(Directions) In the following material, identify every line holding the string "React" and return it.

(Material provided)
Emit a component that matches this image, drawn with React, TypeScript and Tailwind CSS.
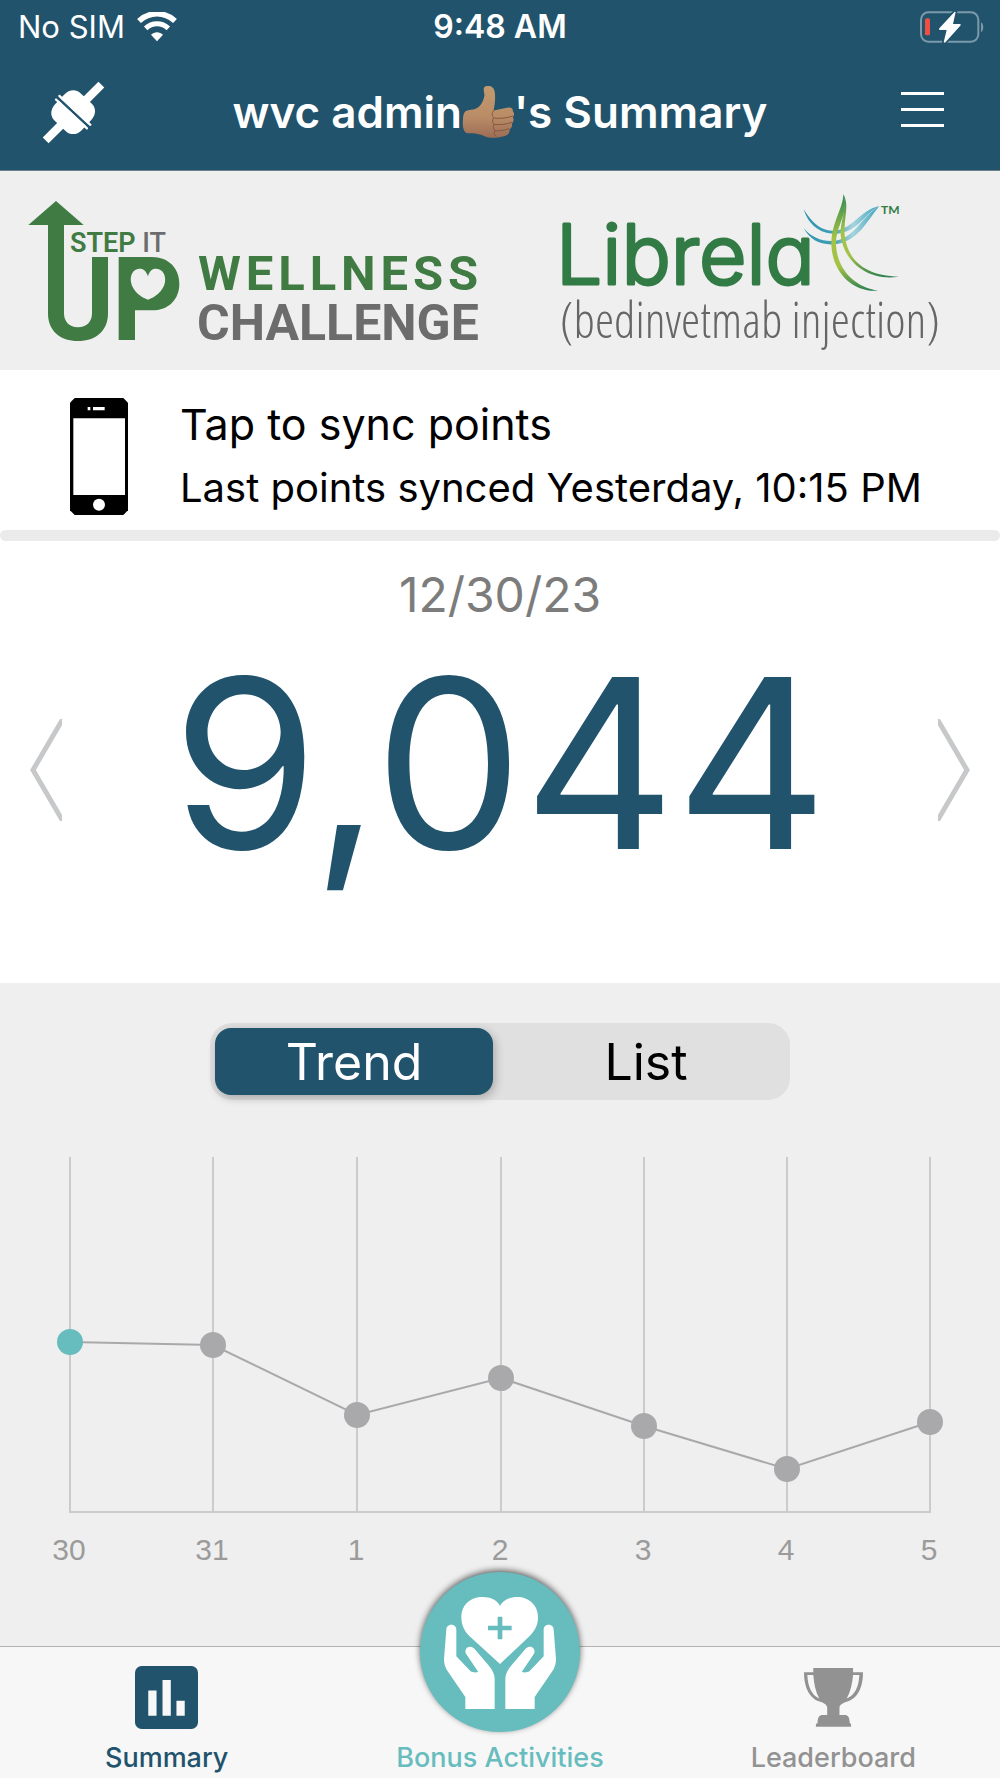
import React, { useState } from 'react';

const days = [
  { label: '30', x: 70, y: 202 },
  { label: '31', x: 213, y: 205 },
  { label: '1', x: 357, y: 275 },
  { label: '2', x: 501, y: 238 },
  { label: '3', x: 644, y: 286 },
  { label: '4', x: 787, y: 329 },
  { label: '5', x: 930, y: 282 },
];

const WifiIcon = () => (
  <svg viewBox="0 0 120 90" className="w-10 h-[30px]" fill="none" stroke="#fff" aria-hidden="true">
    <path d="M6 27C38-2 82-2 114 27" strokeWidth="17" />
    <path d="M26 49c19-18 49-18 68 0" strokeWidth="15" />
    <path d="M42 68c10-10 26-10 36 0L60 88z" fill="#fff" stroke="none" />
  </svg>
);

const BatteryIcon = () => (
  <svg viewBox="0 0 192 96" className="w-16 h-8" aria-label="Battery charging" role="img">
    <rect x="3" y="4" width="172" height="88" rx="22" fill="none" stroke="#7c9aaa" strokeWidth="6" />
    <path d="M183 34c9 4 9 26 0 30z" fill="#7c9aaa" />
    <rect x="15" y="22" width="15" height="51" rx="5" fill="#f04e42" />
    <path
      d="M104 2 58 52c-2 3-1 5 2 5h20L71 94l4 1 46-51c2-3 1-5-2-5h-20l8-36z"
      fill="#fff"
      stroke="#21536c"
      strokeWidth="10"
      paintOrder="stroke"
    />
  </svg>
);

const PlugIcon = () => (
  <svg viewBox="0 0 190 190" className="w-[63px] h-[63px]" aria-hidden="true">
    <path d="M11 179 65 125M125 65 179 11" stroke="#fff" strokeWidth="25" />
    <g transform="rotate(43 94 94)" fill="#fff">
      <path d="M38 90V74c0-24 16-37 32-37h48c16 0 32 13 32 37v16z" />
      <path d="M38 98v16c0 24 16 37 32 37h48c16 0 32-13 32-37V98z" />
      <rect x="27" y="83" width="134" height="7" rx="3" />
      <rect x="27" y="98" width="134" height="7" rx="3" />
    </g>
  </svg>
);

const ThumbIcon = () => (
  <svg viewBox="0 0 156 160" className="w-[52px] h-[53px]" role="img" aria-label="thumbs up">
    <defs>
      <linearGradient id="skin" x1="0" y1="0" x2="0" y2="1">
        <stop offset="0" stopColor="#c39a70" />
        <stop offset="0.6" stopColor="#b98c66" />
        <stop offset="1" stopColor="#9d6d55" />
      </linearGradient>
    </defs>
    <path
      d="M2 115c0-20 1-32 8-39 10-5 22-3 32-8 16-8 22-24 25-38 1-9-4-18-1-25 5-8 23-7 29 3 6 12 5 30 3 48l-3 18 44-9c10-2 15 4 14 11 5 5 5 12 0 18 4 7 2 14-3 19 2 8-1 14-7 18 1 10-4 17-15 20-22 7-44 8-64-1-18-8-39-6-49-7-8-2-13-14-13-28z"
      fill="url(#skin)"
    />
    <path
      d="M95 74c-6 7-5 17 0 22-5 6-4 16 1 20-4 7-2 15 3 18-4 6-3 13 3 18M97 97c18 2 37 0 55-6M97 116c17 2 36 0 52-6M99 135c14 1 30-1 42-6"
      fill="none"
      stroke="#86583f"
      strokeWidth="3"
      strokeLinecap="round"
    />
  </svg>
);

const StepItUpLogo = () => (
  <svg viewBox="0 171 500 199" className="w-full" role="img" aria-label="Step It Up Wellness Challenge">
    <g transform="translate(0 180) scale(0.33333)">
      <path d="M85 135 168 63l83 72h-59v265c0 25 16 42 42 42s42-17 42-42V231h48v170c0 51-37 82-90 82s-90-31-90-82V135z" fill="#407b43" />
      <path
        d="M356 231h100c50 0 82 34 82 80 0 47-32 80-82 80h-51v89h-49zM444 289c-7-20-19-24-30-22-16 2-24 20-21 39 4 26 29 46 51 53 22-7 47-27 51-53 3-19-6-37-22-39-12-2-23 2-29 22z"
        fill="#407b43"
        fillRule="evenodd"
      />
    </g>
    <g className="font-[Roboto,sans-serif]">
      <text x="70" y="252" className="text-[27px] font-semibold" fill="#407b43">STEP <tspan className="font-medium" fill="#6c6c6c">IT</tspan></text>
      <text x="198" y="290" className="text-[49px] font-bold tracking-widest" fill="#407b43">WELLNESS</text>
      <text x="197" y="340" className="text-[50px] font-bold" fill="#6c6c6c">CHALLENGE</text>
    </g>
  </svg>
);

const LibrelaLogo = () => (
  <svg viewBox="500 171 500 199" className="w-full" role="img" aria-label="Librela (bedinvetmab injection)">
    <defs>
      <linearGradient id="leaf" x1="0" y1="0" x2="0" y2="1">
        <stop offset="0" stopColor="#2f8a52" />
        <stop offset="0.45" stopColor="#a3c246" />
        <stop offset="0.75" stopColor="#a3c246" />
        <stop offset="1" stopColor="#2b8050" />
      </linearGradient>
      <linearGradient id="sky" x1="0" y1="0" x2="1" y2="0">
        <stop offset="0" stopColor="#2f95b0" />
        <stop offset="0.4" stopColor="#3f9fb4" />
        <stop offset="0.65" stopColor="#a5d5de" />
        <stop offset="1" stopColor="#3fa3bd" />
      </linearGradient>
    </defs>
    <text
      x="556"
      y="284"
      className="font-[Inter,sans-serif] text-[82px] font-light [font-feature-settings:'cv11']"
      fill="#327b45"
      stroke="#327b45"
      strokeWidth="3"
      strokeLinejoin="round"
    >
      Librela
    </text>
    <text x="881" y="214" className="font-[Lato,sans-serif] text-[12px] font-bold" fill="#327b45">TM</text>
    <g transform="translate(500 180) scale(0.33333)">
      <path d="M911 88c30 50 60 67 97 64 50-7 74-62 130-74-40 20-62 75-126 83-46 4-86-23-101-73z" fill="url(#sky)" />
      <path d="M911 145c24 28 55 40 88 38 64-5 82-70 139-105-37 45-64 108-136 115-42 3-73-15-91-48z" fill="url(#sky)" />
      <path d="M1030 42C1030 85 994 125 994 195c4 85 66 143 141 137-70-10-123-62-127-137-2-60 42-95 22-153z" fill="url(#leaf)" />
      <path d="M1030 42c20 38 0 70 4 123 8 75 61 123 163 125-92 15-167-45-175-125-2-45 20-75 8-123z" fill="url(#leaf)" />
    </g>
    <text
      x="560"
      y="338"
      className="font-['Open_Sans_Condensed_Light','Open_Sans_Light_Condensed','Liberation_Sans_Narrow',sans-serif] text-[49px] font-light"
      fill="#666"
    >
      (bedinvetmab injection)
    </text>
  </svg>
);

const PhoneIcon = () => (
  <svg viewBox="0 0 174 351" className="w-[58px] h-[117px] shrink-0" aria-hidden="true">
    <path d="M14 0h146l14 14v323l-14 14H14L0 337V14z" fill="#000" />
    <path d="M10 61h155v230H10zM53 27h8v10h-8zM69 27h35v10H69z" fill="#fff" />
    <circle cx="87" cy="320" r="18" fill="#fff" />
  </svg>
);

const ChartIcon = () => (
  <svg viewBox="0 0 190 190" className="w-[63px] h-[63px]" aria-hidden="true">
    <rect width="190" height="190" rx="20" fill="#21536c" />
    <path d="M40 74h25v76H40zM83 42h25v108H83zM125 105h25v45h-25z" fill="#f7f7f7" />
  </svg>
);

const HandsIcon = () => (
  <svg viewBox="0 0 480 480" className="w-full h-full" aria-hidden="true">
    <g fill="#fff">
      <path d="M240 276 148 192c-18-18-24-37-24-57 0-38 30-60 63-60 26 0 44 9 53 26 10-17 28-26 52-26 34 0 62 24 62 60 0 22-7 39-25 57z" />
      <path d="M79 173c0-20 30-20 30 0v80l42 44c7 5 16 5 24 3l-36-53c-10-17 10-31 23-18l46 54c11 14 16 25 16 38v90h-88v-36L80 293c-5-9-8-20-8-32z" />
      <path d="M401 173c0-20-30-20-30 0v80l-42 44c-7 5-16 5-24 3l36-53c10-17-10-31-23-18l-46 54c-11 14-16 25-16 38v90h88v-36l56-82c5-9 8-20 8-32z" />
    </g>
    <path d="M233 134h14v27h28v14h-28v27h-14v-27h-29v-14h29z" fill="#67bcbe" />
  </svg>
);

const TrophyIcon = () => (
  <svg viewBox="0 0 178 178" className="w-[59px] h-[59px]" aria-hidden="true">
    <path
      d="M28 0h120v13h30c0 48-17 83-56 91-7 4-15 7-15 16v22h15c12 0 15 7 16 24l4 3v8H36v-8l5-3c0-17 5-24 16-24h13v-22c0-9-8-12-14-16C18 97 0 61 0 13h28zM10 21c2 37 14 61 36 71C35 72 30 46 28 21zM148 21c-2 25-8 51-19 71 24-10 36-34 38-71z"
      fill="#929292"
      fillRule="evenodd"
    />
  </svg>
);

const TrendChart = () => (
  <svg viewBox="0 0 1000 430" className="w-full" role="img" aria-label="Points trend">
    {days.map((day) => (
      <path key={day.label} d={`M${day.x} 17V372`} stroke="#cbcbcb" strokeWidth="2" />
    ))}
    <path d="M69 372H931" stroke="#cbcbcb" strokeWidth="2" />
    <polyline points={days.map((day) => `${day.x},${day.y}`).join(' ')} fill="none" stroke="#a9a9a9" strokeWidth="2" />
    {days.map((day, index) => (
      <circle key={day.label} cx={day.x} cy={day.y} r="13" fill={index === 0 ? '#67bcbe' : '#a9a9ab'} />
    ))}
    {days.map((day) => (
      <text
        key={day.label}
        x={day.x - 1}
        y="420"
        textAnchor="middle"
        fill="#9b9b9b"
        className="font-['Liberation_Sans',sans-serif] text-[30px]"
      >
        {day.label}
      </text>
    ))}
  </svg>
);

const App = () => {
  const [view, setView] = useState('Trend');

  return (
    <div className="min-h-screen flex flex-col bg-[#efefef] font-[Inter,sans-serif]">
      <header className="bg-[#21536c] text-white border-b border-[#6d7f88]">
        <div className="h-[54px] px-4 grid grid-cols-[1fr_auto_1fr] items-center">
          <div className="pl-[2px] flex items-center gap-3 text-[31px]">
            <span>No SIM</span>
            <WifiIcon />
          </div>
          <span className="text-[32px] font-semibold">9:48 AM</span>
          <div className="flex justify-end">
            <BatteryIcon />
          </div>
        </div>
        <div className="h-[116px] px-[42px] grid grid-cols-[1fr_auto_1fr] items-center">
          <button type="button" aria-label="Connect device">
            <PlugIcon />
          </button>
          <h1 className="flex items-center text-[44px] leading-[54px] font-semibold">
            <span>wvc admin</span>
            <ThumbIcon />
            <span>'s Summary</span>
          </h1>
          <button type="button" aria-label="Menu" className="w-[57px] pr-[14px] pb-[6px] justify-self-end flex flex-col gap-[13px]">
            <span className="h-[3px] bg-white" />
            <span className="h-[3px] bg-white" />
            <span className="h-[3px] bg-white" />
          </button>
        </div>
      </header>

      <div className="grid grid-cols-2">
        <StepItUpLogo />
        <LibrelaLogo />
      </div>

      <main className="flex-1 flex flex-col">
        <button type="button" className="h-[160px] pt-3 pl-[70px] flex items-center gap-[52px] bg-white text-black text-left">
          <PhoneIcon />
          <span className="flex flex-col gap-3">
            <span className="text-[43px] leading-[52px]">Tap to sync points</span>
            <span className="text-[40px] leading-[52px]">Last points synced Yesterday, 10:15 PM</span>
          </span>
        </button>
        <div className="bg-white">
          <div className="h-[11px] rounded-full bg-[#ebebeb]" />
        </div>

        <section className="bg-white pt-6 pb-[105px]">
          <p className="text-center text-[48px] leading-[60px] text-[#7c7c7c]">12/30/23</p>
          <div className="mt-[23px] px-[30px] flex items-center justify-between">
            <button type="button" aria-label="Previous day" className="pt-[14px]">
              <svg viewBox="0 0 32 102" className="w-8 h-[102px]" fill="none" stroke="#c6c8ca" strokeWidth="5">
                <path d="M34-2 3 51l31 53" />
              </svg>
            </button>
            <p className="text-[236px] leading-[230px] text-[#21536c]">9,044</p>
            <button type="button" aria-label="Next day" className="pt-[14px]">
              <svg viewBox="0 0 32 102" className="w-8 h-[102px]" fill="none" stroke="#c6c8ca" strokeWidth="5">
                <path d="m-2-2 31 53-31 53" />
              </svg>
            </button>
          </div>
        </section>

        <section className="flex-1 pt-10">
          <div className="mx-auto w-[58%] h-[77px] p-[5px] flex gap-[14px] rounded-[22px] bg-[#e0e0e0] text-[50px] leading-none">
            {['Trend', 'List'].map((name) => (
              <button
                key={name}
                type="button"
                aria-pressed={view === name}
                onClick={() => setView(name)}
                className={
                  view === name
                    ? 'flex-1 rounded-[16px] bg-[#21536c] text-white shadow-[2px_3px_10px_rgba(0,0,0,0.25)]'
                    : 'flex-1 rounded-[16px] text-black'
                }
              >
                {name}
              </button>
            ))}
          </div>
          <div className="pt-10">
            <TrendChart />
          </div>
        </section>
      </main>

      <nav className="h-[132px] grid grid-cols-3 grid-rows-1 bg-[#f7f7f7] border-t border-[#b2b2b2] text-[27px] leading-[30px] font-medium">
        <a href="#summary" className="flex flex-col items-center justify-end gap-[14px] pb-[5px] text-[#21536c]">
          <ChartIcon />
          Summary
        </a>
        <a href="#bonus" className="flex flex-col items-center justify-end gap-[11px] pb-[5px] text-[#67bcbe]">
          <span className="w-[160px] h-[160px] shrink-0 rounded-full bg-[#67bcbe] shadow-[0_-2px_6px_rgba(0,0,0,0.6)]">
            <HandsIcon />
          </span>
          Bonus Activities
        </a>
        <a href="#leaderboard" className="flex flex-col items-center justify-end gap-4 pb-[5px] text-[#929292]">
          <TrophyIcon />
          Leaderboard
        </a>
      </nav>
    </div>
  );
};

export default App;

(Result below)
Emit a component that matches this image, drawn with React, TypeScript and Tailwind CSS.
import React, { useState } from 'react';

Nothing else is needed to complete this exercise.